The good part about the run, though, was that it made me hungry enough to want to go to breakfast. I'm saying that on the last day of my un-vacay, I finally started to move. I went to the greasy little joint I keep swearing I'll never go back to but always do. Bacon, eggs, grits, and toast left me feeling like a heart attack. The place was crowded, and after a week in the house, all that movement was kind of freaking me out. I don't feel myself yet, don't feel my usual cockiness and confidence, so I was ducking and bobbing like Barney Fife. I wasn't ready to go back home after the meal, though, so I went into the record/bookstore next door, the little hipster place with all the cool bric-a-brac. I looked at the CDs that were in the listening rack and saw one that looked intriguing--Case/Lang/Veirs--and put on the headphones. And suddenly, I was winning. It was a small pot, but better than taking nothing or continuing to lose.
It is music for headphones with the volume turned up loud. And it is music for a moody boy at the peak of his menstrual cycle, all emotionally disjointed.

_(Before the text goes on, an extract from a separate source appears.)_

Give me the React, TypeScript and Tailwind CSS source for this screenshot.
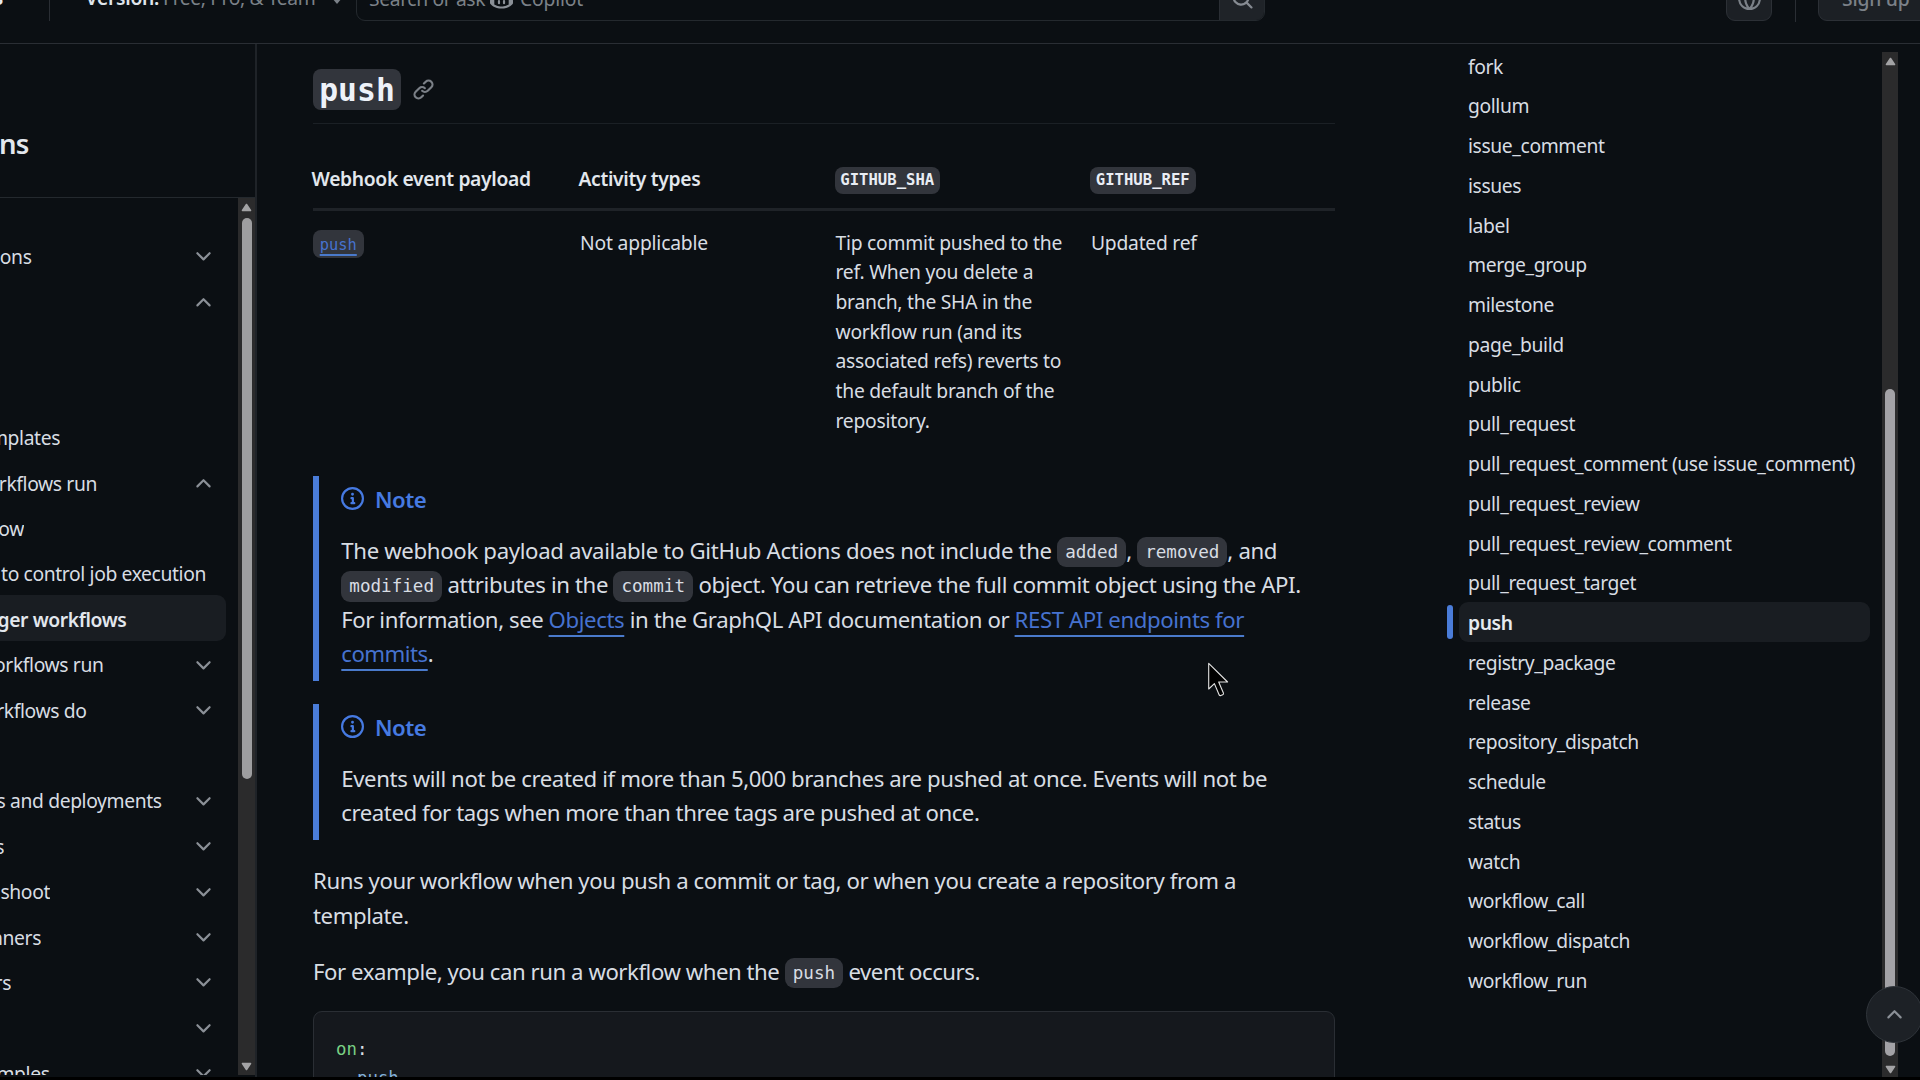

After listening to that and looking through the hipster books of things I'd read when I was in my twenties (fun, that), I decided to drive downtown and see what some other people looked like. I had cameras, and I thought that maybe, perhaps, I might. . . but then, that didn't matter as a light rain began to fall. It hadn't stopped people from being out, though, and my heart beat faster as I drove past the crowds and past new restaurants on side streets that hadn't been there last time I went downtown, and suddenly the world seemed like someplace I might want to go to again. I parked the car on a distant street and grabbed my cameras after all, but I caught a glimpse of myself reflected in the car window, and I knew it wasn't right. I was not ready for engagement with people yet. I knew I was through for the day. I got back in the car and made my way back home.